GIVEN TASK: Your task is to repeat all of the data exactly while excluding the pictures.
[Start]
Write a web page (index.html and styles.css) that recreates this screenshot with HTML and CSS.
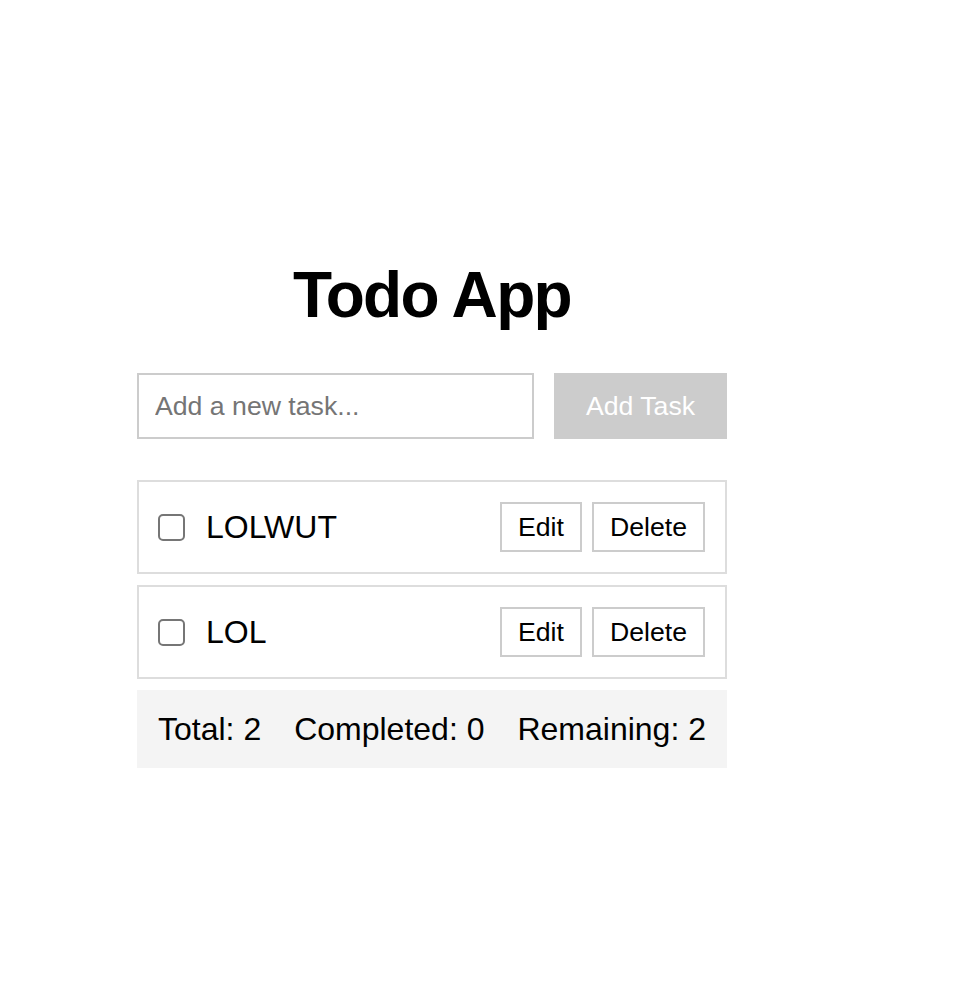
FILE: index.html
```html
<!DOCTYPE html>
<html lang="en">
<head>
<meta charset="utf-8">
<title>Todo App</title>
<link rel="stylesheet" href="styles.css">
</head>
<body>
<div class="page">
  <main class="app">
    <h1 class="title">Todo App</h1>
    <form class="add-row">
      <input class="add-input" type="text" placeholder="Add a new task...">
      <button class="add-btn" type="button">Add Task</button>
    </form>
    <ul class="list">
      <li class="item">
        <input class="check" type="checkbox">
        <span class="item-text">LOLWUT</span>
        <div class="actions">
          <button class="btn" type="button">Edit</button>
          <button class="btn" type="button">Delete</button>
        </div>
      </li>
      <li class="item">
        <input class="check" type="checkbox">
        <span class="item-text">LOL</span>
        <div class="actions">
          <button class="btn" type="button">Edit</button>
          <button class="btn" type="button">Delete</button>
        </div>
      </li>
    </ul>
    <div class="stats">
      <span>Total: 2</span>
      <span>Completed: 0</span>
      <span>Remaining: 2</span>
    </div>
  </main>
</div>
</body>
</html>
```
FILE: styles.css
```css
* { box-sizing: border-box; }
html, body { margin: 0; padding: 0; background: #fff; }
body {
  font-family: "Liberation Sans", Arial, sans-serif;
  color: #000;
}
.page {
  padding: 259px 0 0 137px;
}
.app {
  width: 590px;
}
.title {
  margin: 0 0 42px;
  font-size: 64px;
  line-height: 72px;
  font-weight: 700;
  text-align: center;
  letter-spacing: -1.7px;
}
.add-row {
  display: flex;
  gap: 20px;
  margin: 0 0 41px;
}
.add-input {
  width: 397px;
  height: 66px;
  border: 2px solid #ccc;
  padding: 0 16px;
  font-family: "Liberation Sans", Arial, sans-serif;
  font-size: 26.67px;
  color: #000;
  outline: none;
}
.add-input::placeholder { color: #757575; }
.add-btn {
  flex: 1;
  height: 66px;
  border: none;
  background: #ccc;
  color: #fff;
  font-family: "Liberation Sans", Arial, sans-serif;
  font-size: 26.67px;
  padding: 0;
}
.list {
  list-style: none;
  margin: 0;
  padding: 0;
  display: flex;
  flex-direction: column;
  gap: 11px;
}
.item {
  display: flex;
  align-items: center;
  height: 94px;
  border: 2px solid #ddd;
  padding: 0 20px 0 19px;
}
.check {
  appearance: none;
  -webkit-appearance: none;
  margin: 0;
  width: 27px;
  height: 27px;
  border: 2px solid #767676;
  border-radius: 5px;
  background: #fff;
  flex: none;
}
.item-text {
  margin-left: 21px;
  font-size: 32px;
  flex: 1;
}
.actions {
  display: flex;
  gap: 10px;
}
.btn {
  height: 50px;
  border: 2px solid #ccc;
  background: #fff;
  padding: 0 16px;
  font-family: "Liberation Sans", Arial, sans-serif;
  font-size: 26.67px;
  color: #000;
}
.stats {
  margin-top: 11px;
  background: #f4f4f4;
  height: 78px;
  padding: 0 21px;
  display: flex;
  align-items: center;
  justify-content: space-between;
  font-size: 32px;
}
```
[End]
WORKED ANSWER:
Write a web page (index.html and styles.css) that recreates this screenshot with HTML and CSS.
FILE: index.html
```html
<!DOCTYPE html>
<html lang="en">
<head>
<meta charset="utf-8">
<title>Todo App</title>
<link rel="stylesheet" href="styles.css">
</head>
<body>
<div class="page">
  <main class="app">
    <h1 class="title">Todo App</h1>
    <form class="add-row">
      <input class="add-input" type="text" placeholder="Add a new task...">
      <button class="add-btn" type="button">Add Task</button>
    </form>
    <ul class="list">
      <li class="item">
        <input class="check" type="checkbox">
        <span class="item-text">LOLWUT</span>
        <div class="actions">
          <button class="btn" type="button">Edit</button>
          <button class="btn" type="button">Delete</button>
        </div>
      </li>
      <li class="item">
        <input class="check" type="checkbox">
        <span class="item-text">LOL</span>
        <div class="actions">
          <button class="btn" type="button">Edit</button>
          <button class="btn" type="button">Delete</button>
        </div>
      </li>
    </ul>
    <div class="stats">
      <span>Total: 2</span>
      <span>Completed: 0</span>
      <span>Remaining: 2</span>
    </div>
  </main>
</div>
</body>
</html>
```
FILE: styles.css
```css
* { box-sizing: border-box; }
html, body { margin: 0; padding: 0; background: #fff; }
body {
  font-family: "Liberation Sans", Arial, sans-serif;
  color: #000;
}
.page {
  padding: 259px 0 0 137px;
}
.app {
  width: 590px;
}
.title {
  margin: 0 0 42px;
  font-size: 64px;
  line-height: 72px;
  font-weight: 700;
  text-align: center;
  letter-spacing: -1.7px;
}
.add-row {
  display: flex;
  gap: 20px;
  margin: 0 0 41px;
}
.add-input {
  width: 397px;
  height: 66px;
  border: 2px solid #ccc;
  padding: 0 16px;
  font-family: "Liberation Sans", Arial, sans-serif;
  font-size: 26.67px;
  color: #000;
  outline: none;
}
.add-input::placeholder { color: #757575; }
.add-btn {
  flex: 1;
  height: 66px;
  border: none;
  background: #ccc;
  color: #fff;
  font-family: "Liberation Sans", Arial, sans-serif;
  font-size: 26.67px;
  padding: 0;
}
.list {
  list-style: none;
  margin: 0;
  padding: 0;
  display: flex;
  flex-direction: column;
  gap: 11px;
}
.item {
  display: flex;
  align-items: center;
  height: 94px;
  border: 2px solid #ddd;
  padding: 0 20px 0 19px;
}
.check {
  appearance: none;
  -webkit-appearance: none;
  margin: 0;
  width: 27px;
  height: 27px;
  border: 2px solid #767676;
  border-radius: 5px;
  background: #fff;
  flex: none;
}
.item-text {
  margin-left: 21px;
  font-size: 32px;
  flex: 1;
}
.actions {
  display: flex;
  gap: 10px;
}
.btn {
  height: 50px;
  border: 2px solid #ccc;
  background: #fff;
  padding: 0 16px;
  font-family: "Liberation Sans", Arial, sans-serif;
  font-size: 26.67px;
  color: #000;
}
.stats {
  margin-top: 11px;
  background: #f4f4f4;
  height: 78px;
  padding: 0 21px;
  display: flex;
  align-items: center;
  justify-content: space-between;
  font-size: 32px;
}
```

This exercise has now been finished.